| As a counter-point to the idea that private equity buyouts harm consumers, here is a recent paper documenting the impact of PE transactions in the restaurant industry. [0] Key bits from the abstract: "Analysis of health
inspections conducted for over 50,000 stores in Florida shows that food
safety and sanitation improve after private equity takeover, especially in areas
related to food handling, kitchen maintenance and consumer advising." "Restaurants also
reduce employee headcount and lower menu prices. This evidence suggests
private equity firms are not simply financial engineers but rather active
operators that improve management practices in the firm. Moreover,
efficiency gains do not come at the expense of product quality." Unfortunately this does not address the main thrust of the New York Times piece, which focused more on natural monopoly sectors such as water, public transit, and emergency response. It does make intuitive sense that private firms would have less of an incentive to improve operations when buying a monopolistic entity that comes with significant pricing power already baked in. Hopefully good research on these is out there or in the pipeline, as it seems like an in-demand and under-served area of academic inquiry.

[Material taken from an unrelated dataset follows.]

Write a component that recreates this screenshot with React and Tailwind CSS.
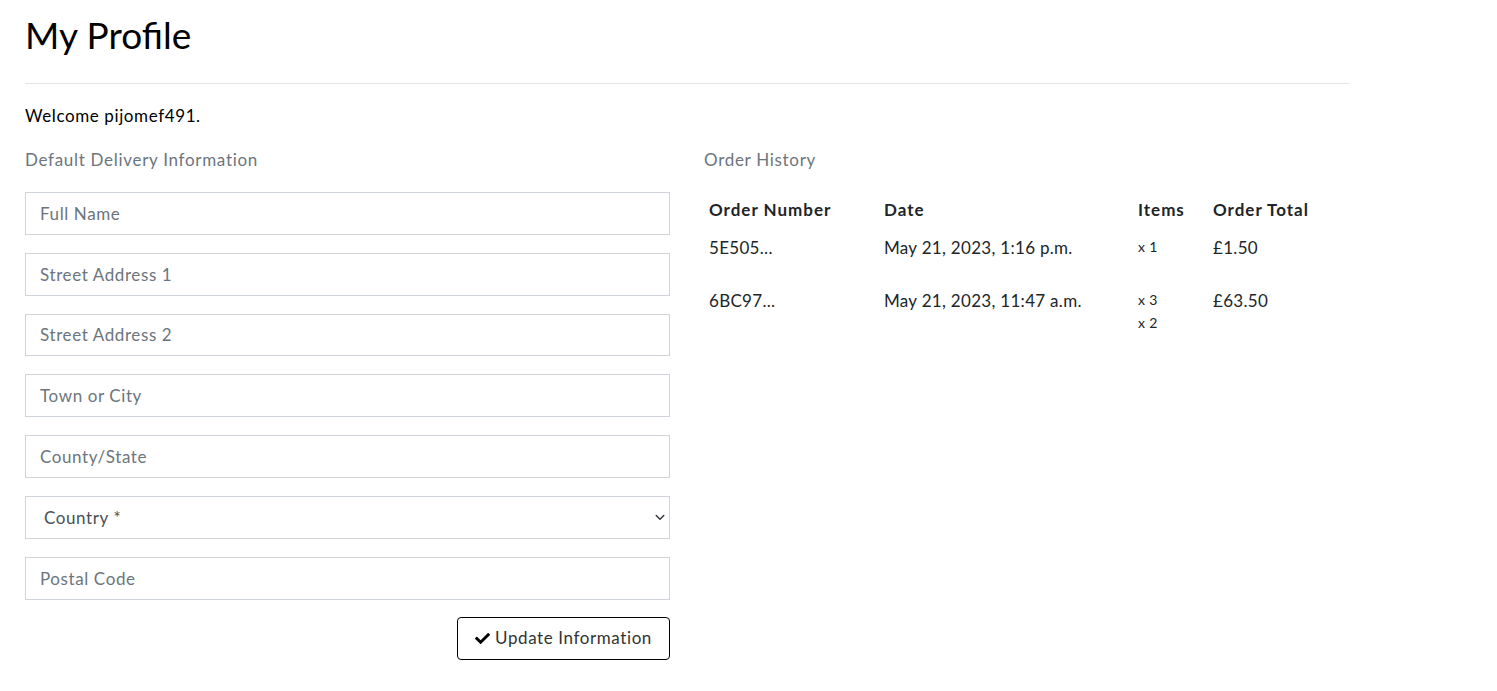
import React from "react";
import { FaCheck } from "react-icons/fa";

const fields = ["Full Name", "Street Address 1", "Street Address 2", "Town or City", "County/State"];

const orders = [
  { number: "5E505...", date: "May 21, 2023, 1:16 p.m.", items: ["x 1"], total: "£1.50" },
  { number: "6BC97...", date: "May 21, 2023, 11:47 a.m.", items: ["x 3", "x 2"], total: "£63.50" },
];

export default function App() {
  return (
    <div className="min-h-screen bg-white text-[#212529] font-['Lato','Noto_Sans',sans-serif]">
      <div className="ml-[25px] w-[1324px] pt-[13px]">
        <h1 className="text-[37px] leading-[44px] text-black">My Profile</h1>
        <hr className="mt-[26px] border-0 border-t border-[#e5e5e5]" />
        <p className="mt-[20px] text-[17px] leading-[24px] tracking-[0.6px] text-black">Welcome pijomef491.</p>

        <div className="mt-[20px] flex gap-[34px]">
          <div className="w-[645px]">
            <p className="text-[17px] leading-[24px] tracking-[0.7px] text-[#6c757d]">Default Delivery Information</p>
            <form className="mt-[20px] flex flex-col gap-[18px]">
              {fields.map((f) => (
                <input
                  key={f}
                  type="text"
                  placeholder={f}
                  className="h-[42.8px] w-full border border-[#ced4da] px-[14px] text-[17px] tracking-[0.6px] text-[#495057] placeholder:text-[#6c757d] outline-none"
                />
              ))}
              <div className="relative">
                <select className="h-[42.8px] w-full appearance-none border border-[#ced4da] bg-white pl-[18px] text-[17px] tracking-[0.6px] text-[#495057] outline-none">
                  <option>Country *</option>
                </select>
                <svg className="pointer-events-none absolute right-[4px] top-[15px] h-[12px] w-[12px]" viewBox="0 0 16 16">
                  <path d="M3 6l5 5 5-5" fill="none" stroke="#343a40" strokeWidth="2" strokeLinecap="round" strokeLinejoin="round" />
                </svg>
              </div>
              <input
                type="text"
                placeholder="Postal Code"
                className="h-[42.8px] w-full border border-[#ced4da] px-[14px] text-[17px] tracking-[0.6px] text-[#495057] placeholder:text-[#6c757d] outline-none"
              />
              <div className="flex justify-end">
                <button type="button" className="-mt-[1px] flex h-[43px] w-[213px] items-center justify-center gap-[5px] rounded-[4px] border border-black text-[17px] tracking-[0.6px] text-[#333]">
                  <FaCheck className="h-[15px] w-[15px] text-black" />
                  Update Information
                </button>
              </div>
            </form>
          </div>

          <div className="w-[645px]">
            <p className="text-[17px] leading-[24px] tracking-[0.7px] text-[#6c757d]">Order History</p>
            <div className="mt-[19px] grid grid-cols-[175px_254px_75px_1fr] text-[17px] leading-[24px] tracking-[0.3px]">
              <div className="px-[5px] py-[7px] font-bold tracking-[1px]">Order Number</div>
              <div className="px-[5px] py-[7px] font-bold tracking-[1px]">Date</div>
              <div className="px-[5px] py-[7px] font-bold tracking-[1px]">Items</div>
              <div className="px-[5px] py-[7px] font-bold tracking-[1px]">Order Total</div>
              {orders.map((o) => (
                <React.Fragment key={o.number}>
                  <div className="px-[5px] py-[7px]">{o.number}</div>
                  <div className="px-[5px] py-[7px]">{o.date}</div>
                  <div className="px-[5px] py-[7px]">
                    <ul className="-mt-[1px] mb-[17px] text-[14px] leading-[23px]">
                      {o.items.map((it, i) => (
                        <li key={i}>{it}</li>
                      ))}
                    </ul>
                  </div>
                  <div className="px-[5px] py-[7px]">{o.total}</div>
                </React.Fragment>
              ))}
            </div>
          </div>
        </div>
      </div>
    </div>
  );
}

Disclosure: I worked briefly as an undergrad for one of the paper's authors, on a distinct but similar project. 0: http://people.hbs.edu/asheen/BernsteinSheen_Restaurants_June... |
Regarding the article though, I wonder what the purpose of spending 99% of the budget for the article on visuals rather than the actual article was. That's a really lame piece of pseudo-"journalism". It provides a very weak argument (if any), which is unfortunate given the importance of the topic.